Four years after the unfortunate bravado of “Mission Accomplished,” a report on the reconstruction of war-torn Iraq painfully details that the U.S. rebuilding mission is anything but.
Even as President Bush wrangles with Congress over war funding and strategy – he vetoed its Iraq spending bill Tuesday – fewer Iraqis have access to clean water than before the war began, and electrical power in Baghdad is available only about six hours a day, if that.
Whatever becomes of the effort to turn security missions to the Iraqi military, it seems obvious that government ministries won’t be able to manage reconstruction efforts anytime soon. U.S. efforts to rebuild Iraq have been sabotaged by violence and corruption, according to the latest audit by the U.S. Office of the Special Inspector General for Iraq Reconstruction.

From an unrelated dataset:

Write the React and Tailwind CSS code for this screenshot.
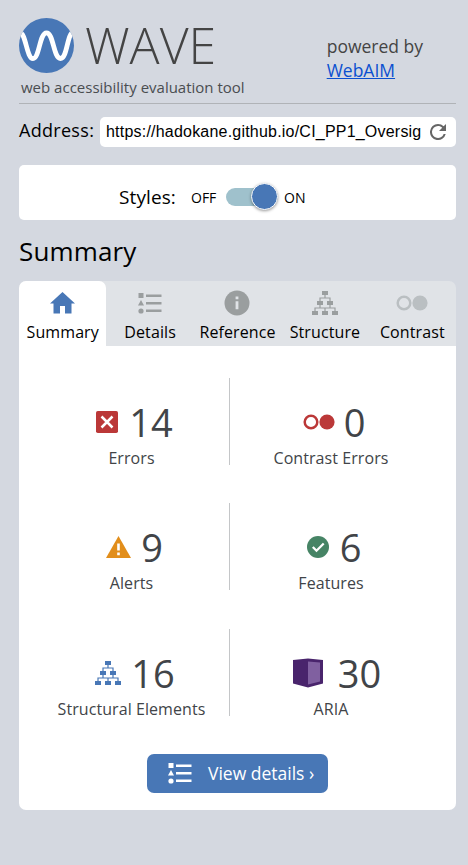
const HierarchyIcon = ({ className }) => (
  <svg className={className} width="26" height="24" viewBox="0 0 26 24" fill="currentColor">
    <rect x="10" y="0" width="6" height="4" />
    <rect x="5" y="10" width="6" height="4" />
    <rect x="15" y="10" width="6" height="4" />
    <rect x="0" y="20" width="6" height="4" />
    <rect x="10" y="20" width="6" height="4" />
    <rect x="20" y="20" width="6" height="4" />
    <path d="M13 4v3M8 10V7h10v3M8 14v3M18 14v3M3 20v-3h20v3M13 17v3" fill="none" stroke="currentColor" strokeWidth="1.2" />
  </svg>
);

const ListIcon = ({ className }) => (
  <svg className={className} width="24" height="21" viewBox="0 0 24 21" fill="currentColor">
    <rect x="0.5" y="0" width="5" height="5" />
    <path d="M3 7l3 5.500H0z" />
    <circle cx="3" cy="18" r="2.600" />
    <path d="M8 1.500h15.500v2.400H8zM8 9h15.500v2.400H8zM8 16.500h15.500v2.400H8z" />
  </svg>
);

const ContrastIcon = ({ className }) => (
  <svg className={className} width="32" height="16" viewBox="0 0 32 16">
    <circle cx="8" cy="8" r="6.300" fill="none" stroke="currentColor" strokeWidth="2.500" />
    <circle cx="24" cy="8" r="7.600" fill="currentColor" />
  </svg>
);

const HomeIcon = () => (
  <svg width="25" height="22" viewBox="0 0 25 22" fill="#4877b6">
    <path d="M12.500 0L25 11.500h-3.500V21.500h-6.500v-7.500h-5v7.500H3.500V11.500H0z" />
  </svg>
);

const InfoIcon = () => (
  <svg width="26" height="26" viewBox="0 0 26 26">
    <circle cx="13" cy="13" r="12.500" fill="#9a9e9f" />
    <path d="M11.600 6.500h2.800v2.700h-2.800zM11.600 11.200h2.800v8h-2.800z" fill="#e0e3e7" />
  </svg>
);

const ErrorIcon = () => (
  <svg width="22" height="22" viewBox="0 0 22 22">
    <rect width="22" height="22" rx="1.800" fill="#bb3838" />
    <path d="M5.500 5.500l11 11M16.500 5.500l-11 11" stroke="#fff" strokeWidth="2.500" />
  </svg>
);

const AlertIcon = () => (
  <svg width="25" height="22" viewBox="0 0 25 22">
    <path d="M12.500 0L25 22H0z" fill="#e28e1b" />
    <path d="M11.200 7.500h2.600v7h-2.600zM11.200 16.500h2.600v2.700h-2.600z" fill="#fff" />
  </svg>
);

const FeatureIcon = () => (
  <svg width="22" height="22" viewBox="0 0 22 22">
    <circle cx="11" cy="11" r="11" fill="#468465" />
    <path d="M5.800 11l3.700 3.700 7.200-7.200" fill="none" stroke="#fff" strokeWidth="2.300" />
  </svg>
);

const AriaIcon = () => (
  <svg width="30" height="30" viewBox="0 0 30 30">
    <path d="M0 2L15 0.500l15 1.500v23.500L15 29.500 0 25.500z" fill="#49246c" />
    <path d="M15 3.500l12 1v19L15 26.500z" fill="#8060a0" />
  </svg>
);

const WaveLogo = () => (
  <svg width="55" height="55" viewBox="0 0 55 55" className="shrink-0">
    <defs>
      <clipPath id="disc"><circle cx="27.500" cy="27.500" r="27.500" /></clipPath>
    </defs>
    <circle cx="27.500" cy="27.500" r="27.500" fill="#4877b6" />
    <path clipPath="url(#disc)" d="M0.500 14.500C7 14.500 7.500 40.500 14 40.500S20.500 14.800 27.500 14.800S34.500 40.500 41.500 40.500S48 14.500 54.500 14.500" fill="none" stroke="#fff" strokeWidth="4.800" />
  </svg>
);

const tabs = [
  { label: "Summary", icon: <HomeIcon />, active: true },
  { label: "Details", icon: <ListIcon className="text-[#9a9e9f]" /> },
  { label: "Reference", icon: <InfoIcon /> },
  { label: "Structure", icon: <HierarchyIcon className="text-[#9a9e9f]" /> },
  { label: "Contrast", icon: <ContrastIcon className="text-[#babfc2]" /> },
];

const stats = [
  [
    { n: "14", label: "Errors", icon: <ErrorIcon />, gap: "gap-[11px] pl-[6px]" },
    { n: "0", label: "Contrast Errors", icon: <ContrastIcon className="text-[#bb3838]" />, gap: "gap-[9px] pl-[6px]" },
  ],
  [
    { n: "9", label: "Alerts", icon: <AlertIcon />, gap: "gap-[10px] pl-[6px]" },
    { n: "6", label: "Features", icon: <FeatureIcon />, gap: "gap-[11px] pl-[6px]" },
  ],
  [
    { n: "16", label: "Structural Elements", icon: <HierarchyIcon className="text-[#4877b6]" />, gap: "gap-[10px] pl-[7px]" },
    { n: "30", label: "ARIA", icon: <AriaIcon />, gap: "gap-[15px] pl-[12px]" },
  ],
];

function Stat({ n, label, icon, gap }) {
  return (
    <div className="flex h-[87px] flex-col items-center whitespace-nowrap pt-[24px] text-[#414448]">
      <div className={"flex h-[40px] shrink-0 items-center " + gap}>
        {icon}
        <span className="text-[38px] leading-[40px]">{n}</span>
      </div>
      <div className="mt-[4px] text-[16px] leading-[24px] tracking-[0.07px]">{label}</div>
    </div>
  );
}

export default function App() {
  return (
    <div className="h-[865px] w-[468px] overflow-hidden bg-[#d4d8e0] pl-[19px] pr-[12px] font-['Open_Sans',sans-serif] text-black">
      <header className="flex h-[104px] justify-between border-b-[1px] border-[#b0b3b7] pt-[18px]">
        <div>
          <div className="flex h-[55px] items-center gap-[11px]">
            <WaveLogo />
            <span className="text-[50px] font-light leading-[55px] text-[#444]">WAVE</span>
          </div>
          <div className="ml-[2px] mt-[4px] whitespace-nowrap text-[15px] leading-[20px] text-[#4a4d50]">web accessibility evaluation tool</div>
        </div>
        <div className="mr-[33px] mt-[16px] whitespace-nowrap text-[17.5px] leading-[24px] text-[#444]">
          powered by
          <br />
          <a className="text-[#0b50d0] underline">WebAIM</a>
        </div>
      </header>

      <div className="mt-[13px] flex h-[30px]">
        <label className="w-[81px] whitespace-nowrap text-[18px] leading-[26px] tracking-[0.3px]">Address:</label>
        <div className="flex flex-1 items-center rounded-[5px] bg-white pl-[6px]">
          <div className="w-[315px] overflow-hidden whitespace-nowrap font-['Liberation_Sans',Arial,sans-serif] text-[16px] leading-[24px] tracking-[0.21px]">https://hadokane.github.io/CI_PP1_Oversig</div>
          <svg className="ml-[9px]" width="16" height="16" viewBox="4 4 16 16" fill="#666">
            <path d="M17.650 6.350A7.960 7.960 0 0 0 12 4a8 8 0 1 0 7.730 10h-2.080A6 6 0 1 1 12 6c1.660 0 3.140.69 4.220 1.780L13 11h7V4z" />
          </svg>
        </div>
      </div>

      <section className="mt-[18px] flex h-[55px] items-center rounded-[5px] bg-white pl-[100px] pt-[8px]">
        <span className="w-[72px] text-[19px] leading-[26px] tracking-[0.1px]">Styles:</span>
        <span className="w-[35px] pt-[2px] text-[14px]">OFF</span>
        <div className="flex h-[18px] w-[52px] items-center justify-end rounded-full bg-[#9fc1cc]">
          <span className="size-[27px] shrink-0 rounded-full border border-white bg-[#4877b6] shadow-[0_1px_3px_rgba(0,0,0,0.4)]" />
        </div>
        <span className="ml-[6px] pt-[2px] text-[14px]">ON</span>
      </section>

      <h1 className="mt-[13px] h-[48px] text-[26px] leading-[36px] tracking-[0.15px]">Summary</h1>

      <nav className="grid h-[65px] grid-cols-5 rounded-t-[7px] bg-[#e0e3e7]">
        {tabs.map((t) => (
          <div key={t.label} className={"flex flex-col items-center " + (t.active ? "rounded-t-[7px] bg-white" : "")}>
            <div className="mt-[9px] flex h-[26px] items-center">{t.icon}</div>
            <span className="mt-[4px] whitespace-nowrap text-[16px] leading-[24px] tracking-[0.1px]">{t.label}</span>
          </div>
        ))}
      </nav>

      <main className="flex h-[464px] flex-col items-center rounded-b-[7px] bg-white pt-[32px]">
        <div className="grid w-full grid-rows-[125px_126px_88px] pl-[15px] pr-[24px]">
          {stats.map(([a, b]) => (
            <div key={a.label} className="grid h-[87px] grid-cols-[196px_1fr]">
              <div className="border-r border-[#c4c6c8]"><Stat {...a} /></div>
              <Stat {...b} />
            </div>
          ))}
        </div>
        <button className="mt-[37px] flex h-[39px] w-[181px] items-center rounded-[7px] bg-[#4877b6] pl-[21px] text-white">
          <ListIcon />
          <span className="ml-[16px] whitespace-nowrap pb-[2px] text-[17.5px] leading-[26px]">View details ›</span>
        </button>
      </main>
    </div>
  );
}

The country is beset by power outages and a lack of clean water and health care. The country’s power system generates fewer megawatts than it did before the war began, averaging only 6.5 hours of power in Baghdad during the last week of March. Only 5.6 million Iraqis have reliable access to clean water. The U.S. goal is 8.4 million.
Even one of the heralded successes of the U.S. invasion, the completion of more than 800 school projects, turns out to be a mixed bag at best. Less than one-third of Iraqi children even go to school because of the sectarian violence and highly volatile nature of public security.
The report puts into writing what U.S. military commanders already have been referencing in recent weeks. The situation is grim, and it’s positively unbelievable when you consider the rebuilding effort has cost nearly $400 billion.
Before the war, Americans were told profits from Iraqi oil sales would pay for reconstruction, but the country also suffers from inadequate oil production as pipelines are bombed by insurgents. Critical segments of Iraq’s oil, water, gas and electric infrastructure are attacked, on average, 1.4 times per week, according to the Defense Department. The number of attacks is down, but the size of the attacks has grown.
And then there’s the corruption. Iraq has lost or mismanaged some $8 billion. Fraud “afflicts virtually every Iraqi ministry,” according to the report.
As Congress tangles with the president over dates for troop withdrawal, it’s essential that Iraqi officials weed out further corruption and better maintain U.S.-funded projects. Otherwise, Iraqi reconstruction will be mission impossible.